** start **

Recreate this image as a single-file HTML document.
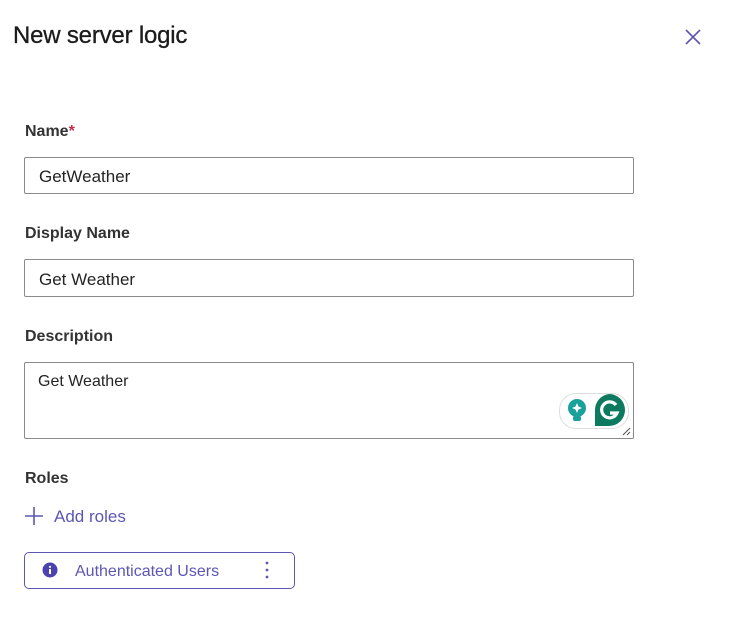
<!DOCTYPE html>
<html><head><style>
body{margin:0;width:731px;height:623px;background:#fff;font-family:"Liberation Sans",sans-serif;color:#242424;position:relative;overflow:hidden}
.a{position:absolute}
h1{position:absolute;left:13px;top:22px;margin:0;font-size:24px;font-weight:normal;letter-spacing:-0.2px;color:#1b1b1b;-webkit-text-stroke:0.3px #1b1b1b}
.lbl{position:absolute;left:25px;font-size:16px;font-weight:bold;color:#333}
.inp{position:absolute;left:24px;width:610px;border:1px solid #8a8a8a;border-radius:2px;font-size:17px;color:#242424;box-sizing:border-box}
</style></head><body>
<h1>New server logic</h1>
<svg class="a" style="left:684px;top:28px" width="18" height="18"><path d="M2 2L16 16M16 2L2 16" stroke="#5b57b3" stroke-width="1.6"/></svg>
<div class="lbl" style="top:123px">Name<span style="color:#c4314b">*</span></div>
<div class="inp" style="top:157px;height:37px;padding:9px 14px">GetWeather</div>
<div class="lbl" style="top:225px">Display Name</div>
<div class="inp" style="top:259px;height:38px;padding:10px 14px">Get Weather</div>
<div class="lbl" style="top:328px">Description</div>
<div class="inp" style="top:362px;height:77px;padding:10px 13px;font-size:16px">Get Weather</div>
<div class="a" style="left:559px;top:393px;width:68px;height:34px;border:1px solid #ddd;border-radius:17px;background:#fff"></div>
<svg class="a" style="left:566px;top:398px" width="22" height="26"><circle cx="11" cy="10" r="9" fill="#1aa19a"/><rect x="7" y="18" width="8" height="5" rx="2" fill="#1aa19a"/><path d="M11 5l1.5 3.5L16 10l-3.5 1.5L11 15l-1.5-3.5L6 10l3.5-1.5z" fill="#fff"/></svg>
<svg class="a" style="left:593px;top:394px" width="34" height="33"><path d="M16 1a16 16 0 1 1 0 32H2V17A16 16 0 0 1 16 1z" fill="#0d7a5f" transform="translate(0,-1)"/><path d="M23 11a8 8 0 1 0 1 8h-7" stroke="#fff" stroke-width="3.2" fill="none"/></svg>
<svg class="a" style="left:622px;top:427px" width="10" height="10"><path d="M1 8L8 1M5 8L8 5" stroke="#555" stroke-width="1"/></svg>
<div class="lbl" style="top:470px">Roles</div>
<svg class="a" style="left:24px;top:506px" width="20" height="20"><path d="M10 1V19M1 10H19" stroke="#5b57b3" stroke-width="1.6"/></svg>
<div class="a" style="left:54px;top:507px;font-size:17px;color:#5b57b3">Add roles</div>
<div class="a" style="left:24px;top:552px;width:269px;height:35px;border:1px solid #5b57b3;border-radius:5px"></div>
<svg class="a" style="left:42px;top:562px" width="16" height="16"><circle cx="8" cy="8" r="7.5" fill="#4b42b0"/><rect x="7" y="7" width="2" height="5" fill="#fff"/><circle cx="8" cy="4.8" r="1.1" fill="#fff"/></svg>
<div class="a" style="left:75px;top:563px;font-size:16px;color:#5b57b3">Authenticated Users</div>
<svg class="a" style="left:264px;top:560px" width="6" height="20"><circle cx="3" cy="3" r="1.4" fill="#5b57b3"/><circle cx="3" cy="10" r="1.4" fill="#5b57b3"/><circle cx="3" cy="17" r="1.4" fill="#5b57b3"/></svg>
</body></html>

** end **

#### [Your instructions]
Pictures are to be left out; repeat all the remaining data exactly.

#### [Written reply]
Recreate this image as a single-file HTML document.
<!DOCTYPE html>
<html><head><style>
body{margin:0;width:731px;height:623px;background:#fff;font-family:"Liberation Sans",sans-serif;color:#242424;position:relative;overflow:hidden}
.a{position:absolute}
h1{position:absolute;left:13px;top:22px;margin:0;font-size:24px;font-weight:normal;letter-spacing:-0.2px;color:#1b1b1b;-webkit-text-stroke:0.3px #1b1b1b}
.lbl{position:absolute;left:25px;font-size:16px;font-weight:bold;color:#333}
.inp{position:absolute;left:24px;width:610px;border:1px solid #8a8a8a;border-radius:2px;font-size:17px;color:#242424;box-sizing:border-box}
</style></head><body>
<h1>New server logic</h1>
<svg class="a" style="left:684px;top:28px" width="18" height="18"><path d="M2 2L16 16M16 2L2 16" stroke="#5b57b3" stroke-width="1.6"/></svg>
<div class="lbl" style="top:123px">Name<span style="color:#c4314b">*</span></div>
<div class="inp" style="top:157px;height:37px;padding:9px 14px">GetWeather</div>
<div class="lbl" style="top:225px">Display Name</div>
<div class="inp" style="top:259px;height:38px;padding:10px 14px">Get Weather</div>
<div class="lbl" style="top:328px">Description</div>
<div class="inp" style="top:362px;height:77px;padding:10px 13px;font-size:16px">Get Weather</div>
<div class="a" style="left:559px;top:393px;width:68px;height:34px;border:1px solid #ddd;border-radius:17px;background:#fff"></div>
<svg class="a" style="left:566px;top:398px" width="22" height="26"><circle cx="11" cy="10" r="9" fill="#1aa19a"/><rect x="7" y="18" width="8" height="5" rx="2" fill="#1aa19a"/><path d="M11 5l1.5 3.5L16 10l-3.5 1.5L11 15l-1.5-3.5L6 10l3.5-1.5z" fill="#fff"/></svg>
<svg class="a" style="left:593px;top:394px" width="34" height="33"><path d="M16 1a16 16 0 1 1 0 32H2V17A16 16 0 0 1 16 1z" fill="#0d7a5f" transform="translate(0,-1)"/><path d="M23 11a8 8 0 1 0 1 8h-7" stroke="#fff" stroke-width="3.2" fill="none"/></svg>
<svg class="a" style="left:622px;top:427px" width="10" height="10"><path d="M1 8L8 1M5 8L8 5" stroke="#555" stroke-width="1"/></svg>
<div class="lbl" style="top:470px">Roles</div>
<svg class="a" style="left:24px;top:506px" width="20" height="20"><path d="M10 1V19M1 10H19" stroke="#5b57b3" stroke-width="1.6"/></svg>
<div class="a" style="left:54px;top:507px;font-size:17px;color:#5b57b3">Add roles</div>
<div class="a" style="left:24px;top:552px;width:269px;height:35px;border:1px solid #5b57b3;border-radius:5px"></div>
<svg class="a" style="left:42px;top:562px" width="16" height="16"><circle cx="8" cy="8" r="7.5" fill="#4b42b0"/><rect x="7" y="7" width="2" height="5" fill="#fff"/><circle cx="8" cy="4.8" r="1.1" fill="#fff"/></svg>
<div class="a" style="left:75px;top:563px;font-size:16px;color:#5b57b3">Authenticated Users</div>
<svg class="a" style="left:264px;top:560px" width="6" height="20"><circle cx="3" cy="3" r="1.4" fill="#5b57b3"/><circle cx="3" cy="10" r="1.4" fill="#5b57b3"/><circle cx="3" cy="17" r="1.4" fill="#5b57b3"/></svg>
</body></html>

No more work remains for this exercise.